EM: Well, well being in Venezuela per se is a great challenge because of the lack of everything. The lack of food, the lack of medicine, the lack of security, the lack of freedom- that’s the most important. And the persecution from the government because every activist is on the look for the government, I think that’s our greatest challenges besides we have the worst internet connection in the world, it’s nothing small what I’m saying-it’s the worst connection in the world, so we have to manage to figure out how we get the podcast online and it’s a 24/7 radio station but we never go on live because the internet connection doesn’t allow us so we have to upload everything to the cloud, you know, that’s the playlist and you listen to everything in fake live, you know we have to record it in the morning and pass it in the afternoon.
QN: And so with all those challenges in mind, what is it that kind of keeps you and your staff doing this?

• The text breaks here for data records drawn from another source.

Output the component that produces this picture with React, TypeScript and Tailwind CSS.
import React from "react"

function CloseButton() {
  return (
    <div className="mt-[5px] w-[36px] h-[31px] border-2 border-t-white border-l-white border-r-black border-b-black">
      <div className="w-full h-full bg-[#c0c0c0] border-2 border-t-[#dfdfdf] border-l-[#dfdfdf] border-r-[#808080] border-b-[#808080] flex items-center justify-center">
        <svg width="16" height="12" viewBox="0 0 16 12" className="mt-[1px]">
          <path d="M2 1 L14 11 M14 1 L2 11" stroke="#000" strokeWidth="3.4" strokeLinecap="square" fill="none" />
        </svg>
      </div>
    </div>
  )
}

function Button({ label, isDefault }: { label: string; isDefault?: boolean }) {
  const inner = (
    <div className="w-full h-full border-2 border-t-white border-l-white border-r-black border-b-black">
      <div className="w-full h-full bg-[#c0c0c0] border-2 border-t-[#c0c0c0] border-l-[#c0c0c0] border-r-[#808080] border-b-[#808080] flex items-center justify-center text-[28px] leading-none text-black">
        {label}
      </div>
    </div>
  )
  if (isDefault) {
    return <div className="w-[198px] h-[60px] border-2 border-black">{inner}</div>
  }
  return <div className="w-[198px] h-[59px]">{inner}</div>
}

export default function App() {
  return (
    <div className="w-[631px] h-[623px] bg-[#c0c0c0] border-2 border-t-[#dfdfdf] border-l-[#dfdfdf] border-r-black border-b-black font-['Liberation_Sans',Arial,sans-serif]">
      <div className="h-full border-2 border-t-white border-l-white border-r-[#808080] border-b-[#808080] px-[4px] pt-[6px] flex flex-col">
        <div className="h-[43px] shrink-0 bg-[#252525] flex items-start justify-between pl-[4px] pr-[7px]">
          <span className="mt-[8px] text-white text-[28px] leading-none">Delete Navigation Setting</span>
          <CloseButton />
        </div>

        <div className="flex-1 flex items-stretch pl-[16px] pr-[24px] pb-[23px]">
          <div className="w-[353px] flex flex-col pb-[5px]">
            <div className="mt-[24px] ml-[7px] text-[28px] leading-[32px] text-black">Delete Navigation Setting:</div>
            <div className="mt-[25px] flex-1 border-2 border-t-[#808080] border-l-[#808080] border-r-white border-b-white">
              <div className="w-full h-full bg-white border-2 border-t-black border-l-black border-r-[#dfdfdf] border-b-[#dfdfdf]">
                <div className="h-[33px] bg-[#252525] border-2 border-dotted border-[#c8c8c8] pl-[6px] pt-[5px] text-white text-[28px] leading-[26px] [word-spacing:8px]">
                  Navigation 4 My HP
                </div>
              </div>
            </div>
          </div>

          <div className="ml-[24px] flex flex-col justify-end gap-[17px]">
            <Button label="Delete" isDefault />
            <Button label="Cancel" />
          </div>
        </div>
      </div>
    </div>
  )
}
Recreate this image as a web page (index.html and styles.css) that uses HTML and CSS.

EM: Because we’re making a change, we’re informing people. The government controls every regular media, I mean, almost every TV station, every newspaper, every radio station. It’s controlled by the government and if the government is not the owner, there are censorship by the government so people doesn’t get the information that they need to be critical of the situation, to get informed, to know what is really happening, so that’s what keep up motivated. Because we need to tell people what is happening. They need a clue of who is responsible for all the shit storm that we have in Venezuela.
QN: Awesome, thank you so much. From one podcast or from one group that amplifies stories from and about Vietnam to another group, thank you so much for sharing your insights and your experience.
EM: No, thank you so much. And hi to everyone who listened!